▸ **STORED DATA**:
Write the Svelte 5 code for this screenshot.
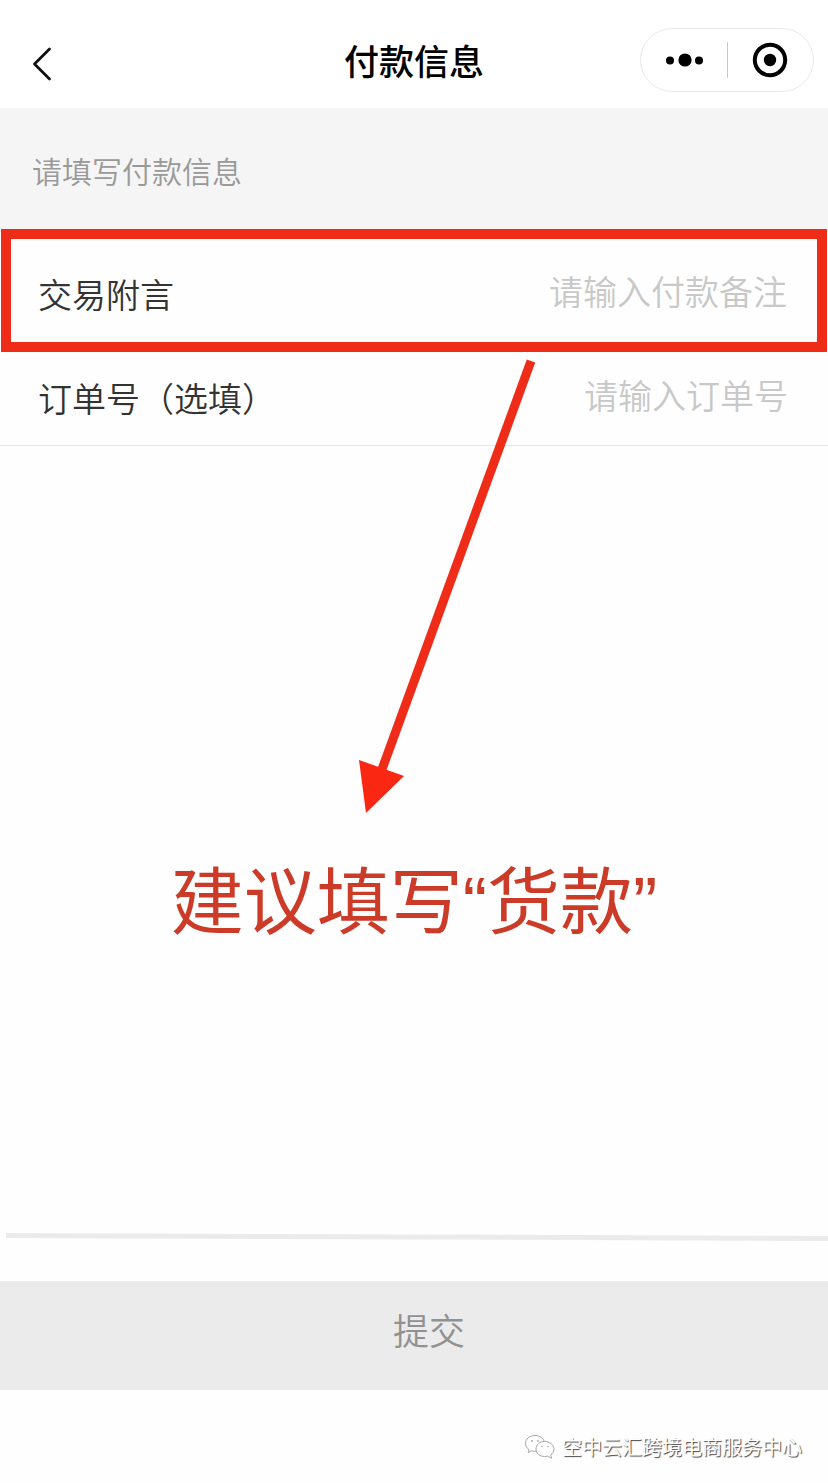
<!-- script -->
<script lang="ts">
  /* constants */
  const fields: { id: string, label: string, placeholder: string, marked: boolean }[] = [
    { id: 'remark', label: '交易附言', placeholder: '请输入付款备注', marked: true },
    { id: 'order', label: '订单号（选填）', placeholder: '请输入订单号', marked: false }
  ]
  /* state */
  let values: Record<string, string> = $state({ remark: '', order: '' })
</script>

<!-- template -->
<div class="page" lang="zh-CN">
  <header>
    <button class="back" type="button" aria-label="返回">
      <svg width="20" height="36" viewBox="0 0 20 36">
        <path d="M17.5 3L2.5 18L17.5 33" fill="none" stroke="#111" stroke-width="2.8" stroke-linecap="round" stroke-linejoin="round" />
      </svg>
    </button>
    <h1>付款信息</h1>
    <div class="capsule">
      <button type="button" aria-label="更多">
        <svg width="38" height="14" viewBox="0 0 38 14">
          <circle cx="5" cy="7.5" r="4" />
          <circle cx="20" cy="7" r="6.6" />
          <circle cx="34" cy="7.5" r="4" />
        </svg>
      </button>
      <span class="split"></span>
      <button type="button" aria-label="关闭">
        <svg width="36" height="36" viewBox="0 0 36 36">
          <circle cx="18" cy="18" r="15.2" fill="none" stroke="#000" stroke-width="4" />
          <circle cx="18" cy="18" r="6.2" />
        </svg>
      </button>
    </div>
  </header>

  <form>
    <p class="hint">请填写付款信息</p>
    {#each fields as field (field.id)}
      <div class="row" class:marked={field.marked}>
        <label for={field.id}>{field.label}</label>
        <input id={field.id} type="text" placeholder={field.placeholder} bind:value={values[field.id]} />
      </div>
    {/each}

    <div class="advice">
      <svg class="arrow" width="180" height="456" viewBox="0 0 180 456">
        <path d="M174 3L24 414" stroke="#ee2c18" stroke-width="9" />
        <path d="M2 402L47 418L9 455Z" fill="#fa2713" />
      </svg>
      <p>建议填写“货款”</p>
    </div>

    <svg class="rule" height="8" viewBox="0 0 822 8" preserveAspectRatio="none">
      <path d="M0 0L822 3V8L0 5Z" fill="#ebebeb" />
    </svg>
    <button class="submit" type="button">提交</button>
  </form>

  <footer>
    <svg width="32" height="26" viewBox="0 0 32 26" fill="#fff" stroke="#a8a8a8" stroke-width="1">
      <path d="M11 1.5C5.500 1.500 1.500 5 1.500 9.500C1.500 12 2.800 14.200 5 15.600L4.300 18.500L7.600 16.800C8.700 17.100 9.800 17.300 11 17.300C16.500 17.300 20.500 13.800 20.500 9.500C20.500 5 16.500 1.500 11 1.500Z" />
      <path d="M20.500 7.500C15.500 7.500 12 10.800 12 15C12 19.200 15.500 22.500 20.500 22.500C21.600 22.500 22.600 22.400 23.500 22.100L27.500 24.300L26.700 21C28.800 19.600 30 17.500 30 15C30 10.800 25.500 7.500 20.500 7.500Z" />
      <g fill="#a8a8a8" stroke="none">
        <circle cx="8" cy="7" r="0.9" />
        <circle cx="14" cy="7" r="0.9" />
        <circle cx="18" cy="12.500" r="0.8" />
        <circle cx="24" cy="12.500" r="0.8" />
      </g>
    </svg>
    <span>空中云汇跨境电商服务中心</span>
  </footer>
</div>

<!-- style -->
<style>
  :global(body) {
    margin: 0;
    background-color: #fff;
  }
  .page {
    /* flex */
    display: flex;
    flex-direction: column;
    /* size */
    min-height: 100vh;
    /* fonts */
    font-family: "Noto Sans CJK SC", sans-serif;
    /* color */
    background-color: #fefefe;
  }
  h1, p {
    margin: 0;
  }
  button {
    /* reset */
    padding: 0;
    border: none;
    background: none;
    font-family: inherit;
    /* flex */
    display: flex;
    align-items: center;
    justify-content: center;
  }
  header {
    /* grid */
    display: grid;
    grid-template-columns: 1fr auto 1fr;
    align-items: center;
    /* size */
    box-sizing: border-box;
    padding: 28px 14px 16px;
    /* color */
    background-color: #fff;
  }
  .back {
    justify-self: start;
    padding: 8px 18px 0;
  }
  h1 {
    /* fonts */
    font-size: 35px;
    line-height: 64px;
    font-weight: 500;
    /* color */
    color: #000;
  }
  .capsule {
    /* flex */
    display: flex;
    align-items: center;
    justify-self: end;
    /* size */
    box-sizing: border-box;
    width: 174px;
    height: 64px;
    /* color */
    border: 1px solid #e9e9e9;
    border-radius: 32px;
  }
  .capsule button {
    flex: 1;
  }
  .split {
    width: 1px;
    height: 36px;
    background-color: #c8c8c8;
  }
  form {
    /* flex */
    display: flex;
    flex-direction: column;
    flex: 1;
  }
  .hint {
    /* margins */
    padding: 40px 32px 37px;
    /* fonts */
    font-size: 30px;
    line-height: 44px;
    font-weight: 350;
    /* color */
    color: #999;
    background-color: #f5f5f5;
  }
  .row {
    /* flex */
    display: flex;
    align-items: center;
    justify-content: space-between;
    /* margins */
    padding: 20px 40px 25px 38px;
    /* color */
    border-bottom: 1px solid #e6e6e6;
  }
  .row.marked {
    /* margins */
    margin: 0 1px;
    padding: 29px 30px 26px 27px;
    /* color */
    border: 10px solid #ee2c18;
  }
  label {
    /* margins */
    padding-top: 4px;
    /* fonts */
    font-size: 34px;
    line-height: 44px;
    font-weight: 350;
    /* color */
    color: #333;
    white-space: nowrap;
  }
  input {
    /* size */
    box-sizing: border-box;
    flex: 1;
    min-width: 0;
    height: 48px;
    padding: 0 0 4px;
    /* fonts */
    font-family: inherit;
    font-size: 34px;
    font-weight: 350;
    text-align: right;
    /* color */
    color: #333;
    border: none;
    outline: none;
    background: none;
  }
  input::placeholder {
    color: #c8c8c8;
    opacity: 1;
  }
  .advice {
    /* position */
    position: relative;
    flex: 1;
    padding-top: 407px;
  }
  .advice p {
    /* fonts */
    font-family: "Liberation Sans", "Noto Sans CJK SC", sans-serif;
    font-size: 73px;
    line-height: 100px;
    text-align: center;
    /* color */
    color: #cc3a28;
  }
  .arrow {
    /* position */
    position: absolute;
    top: -88px;
    left: calc(50% - 57px);
  }
  .rule {
    width: calc(100% - 6px);
    margin-left: 6px;
  }
  .submit {
    /* margins */
    margin-top: 40px;
    padding: 22px 0 34px 30px;
    /* fonts */
    font-size: 36px;
    line-height: 53px;
    font-weight: 350;
    /* color */
    color: #919191;
    background-color: #ebebeb;
  }
  footer {
    /* flex */
    display: flex;
    align-items: center;
    justify-content: flex-end;
    column-gap: 6px;
    /* margins */
    padding: 42px 26px 21px;
    /* fonts */
    font-size: 20px;
    line-height: 30px;
    /* color */
    color: #fff;
    text-shadow: 1px 1px 1px #444;
  }
</style>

▸ **WHAT YOU SHOULD DO**: Copy out the listing exactly as it stands, but not the pictures.

▸ **IN RESPONSE**:
Write the Svelte 5 code for this screenshot.
<!-- script -->
<script lang="ts">
  /* constants */
  const fields: { id: string, label: string, placeholder: string, marked: boolean }[] = [
    { id: 'remark', label: '交易附言', placeholder: '请输入付款备注', marked: true },
    { id: 'order', label: '订单号（选填）', placeholder: '请输入订单号', marked: false }
  ]
  /* state */
  let values: Record<string, string> = $state({ remark: '', order: '' })
</script>

<!-- template -->
<div class="page" lang="zh-CN">
  <header>
    <button class="back" type="button" aria-label="返回">
      <svg width="20" height="36" viewBox="0 0 20 36">
        <path d="M17.5 3L2.5 18L17.5 33" fill="none" stroke="#111" stroke-width="2.8" stroke-linecap="round" stroke-linejoin="round" />
      </svg>
    </button>
    <h1>付款信息</h1>
    <div class="capsule">
      <button type="button" aria-label="更多">
        <svg width="38" height="14" viewBox="0 0 38 14">
          <circle cx="5" cy="7.5" r="4" />
          <circle cx="20" cy="7" r="6.6" />
          <circle cx="34" cy="7.5" r="4" />
        </svg>
      </button>
      <span class="split"></span>
      <button type="button" aria-label="关闭">
        <svg width="36" height="36" viewBox="0 0 36 36">
          <circle cx="18" cy="18" r="15.2" fill="none" stroke="#000" stroke-width="4" />
          <circle cx="18" cy="18" r="6.2" />
        </svg>
      </button>
    </div>
  </header>

  <form>
    <p class="hint">请填写付款信息</p>
    {#each fields as field (field.id)}
      <div class="row" class:marked={field.marked}>
        <label for={field.id}>{field.label}</label>
        <input id={field.id} type="text" placeholder={field.placeholder} bind:value={values[field.id]} />
      </div>
    {/each}

    <div class="advice">
      <svg class="arrow" width="180" height="456" viewBox="0 0 180 456">
        <path d="M174 3L24 414" stroke="#ee2c18" stroke-width="9" />
        <path d="M2 402L47 418L9 455Z" fill="#fa2713" />
      </svg>
      <p>建议填写“货款”</p>
    </div>

    <svg class="rule" height="8" viewBox="0 0 822 8" preserveAspectRatio="none">
      <path d="M0 0L822 3V8L0 5Z" fill="#ebebeb" />
    </svg>
    <button class="submit" type="button">提交</button>
  </form>

  <footer>
    <svg width="32" height="26" viewBox="0 0 32 26" fill="#fff" stroke="#a8a8a8" stroke-width="1">
      <path d="M11 1.5C5.500 1.500 1.500 5 1.500 9.500C1.500 12 2.800 14.200 5 15.600L4.300 18.500L7.600 16.800C8.700 17.100 9.800 17.300 11 17.300C16.500 17.300 20.500 13.800 20.500 9.500C20.500 5 16.500 1.500 11 1.500Z" />
      <path d="M20.500 7.500C15.500 7.500 12 10.800 12 15C12 19.200 15.500 22.500 20.500 22.500C21.600 22.500 22.600 22.400 23.500 22.100L27.500 24.300L26.700 21C28.800 19.600 30 17.500 30 15C30 10.800 25.500 7.500 20.500 7.500Z" />
      <g fill="#a8a8a8" stroke="none">
        <circle cx="8" cy="7" r="0.9" />
        <circle cx="14" cy="7" r="0.9" />
        <circle cx="18" cy="12.500" r="0.8" />
        <circle cx="24" cy="12.500" r="0.8" />
      </g>
    </svg>
    <span>空中云汇跨境电商服务中心</span>
  </footer>
</div>

<!-- style -->
<style>
  :global(body) {
    margin: 0;
    background-color: #fff;
  }
  .page {
    /* flex */
    display: flex;
    flex-direction: column;
    /* size */
    min-height: 100vh;
    /* fonts */
    font-family: "Noto Sans CJK SC", sans-serif;
    /* color */
    background-color: #fefefe;
  }
  h1, p {
    margin: 0;
  }
  button {
    /* reset */
    padding: 0;
    border: none;
    background: none;
    font-family: inherit;
    /* flex */
    display: flex;
    align-items: center;
    justify-content: center;
  }
  header {
    /* grid */
    display: grid;
    grid-template-columns: 1fr auto 1fr;
    align-items: center;
    /* size */
    box-sizing: border-box;
    padding: 28px 14px 16px;
    /* color */
    background-color: #fff;
  }
  .back {
    justify-self: start;
    padding: 8px 18px 0;
  }
  h1 {
    /* fonts */
    font-size: 35px;
    line-height: 64px;
    font-weight: 500;
    /* color */
    color: #000;
  }
  .capsule {
    /* flex */
    display: flex;
    align-items: center;
    justify-self: end;
    /* size */
    box-sizing: border-box;
    width: 174px;
    height: 64px;
    /* color */
    border: 1px solid #e9e9e9;
    border-radius: 32px;
  }
  .capsule button {
    flex: 1;
  }
  .split {
    width: 1px;
    height: 36px;
    background-color: #c8c8c8;
  }
  form {
    /* flex */
    display: flex;
    flex-direction: column;
    flex: 1;
  }
  .hint {
    /* margins */
    padding: 40px 32px 37px;
    /* fonts */
    font-size: 30px;
    line-height: 44px;
    font-weight: 350;
    /* color */
    color: #999;
    background-color: #f5f5f5;
  }
  .row {
    /* flex */
    display: flex;
    align-items: center;
    justify-content: space-between;
    /* margins */
    padding: 20px 40px 25px 38px;
    /* color */
    border-bottom: 1px solid #e6e6e6;
  }
  .row.marked {
    /* margins */
    margin: 0 1px;
    padding: 29px 30px 26px 27px;
    /* color */
    border: 10px solid #ee2c18;
  }
  label {
    /* margins */
    padding-top: 4px;
    /* fonts */
    font-size: 34px;
    line-height: 44px;
    font-weight: 350;
    /* color */
    color: #333;
    white-space: nowrap;
  }
  input {
    /* size */
    box-sizing: border-box;
    flex: 1;
    min-width: 0;
    height: 48px;
    padding: 0 0 4px;
    /* fonts */
    font-family: inherit;
    font-size: 34px;
    font-weight: 350;
    text-align: right;
    /* color */
    color: #333;
    border: none;
    outline: none;
    background: none;
  }
  input::placeholder {
    color: #c8c8c8;
    opacity: 1;
  }
  .advice {
    /* position */
    position: relative;
    flex: 1;
    padding-top: 407px;
  }
  .advice p {
    /* fonts */
    font-family: "Liberation Sans", "Noto Sans CJK SC", sans-serif;
    font-size: 73px;
    line-height: 100px;
    text-align: center;
    /* color */
    color: #cc3a28;
  }
  .arrow {
    /* position */
    position: absolute;
    top: -88px;
    left: calc(50% - 57px);
  }
  .rule {
    width: calc(100% - 6px);
    margin-left: 6px;
  }
  .submit {
    /* margins */
    margin-top: 40px;
    padding: 22px 0 34px 30px;
    /* fonts */
    font-size: 36px;
    line-height: 53px;
    font-weight: 350;
    /* color */
    color: #919191;
    background-color: #ebebeb;
  }
  footer {
    /* flex */
    display: flex;
    align-items: center;
    justify-content: flex-end;
    column-gap: 6px;
    /* margins */
    padding: 42px 26px 21px;
    /* fonts */
    font-size: 20px;
    line-height: 30px;
    /* color */
    color: #fff;
    text-shadow: 1px 1px 1px #444;
  }
</style>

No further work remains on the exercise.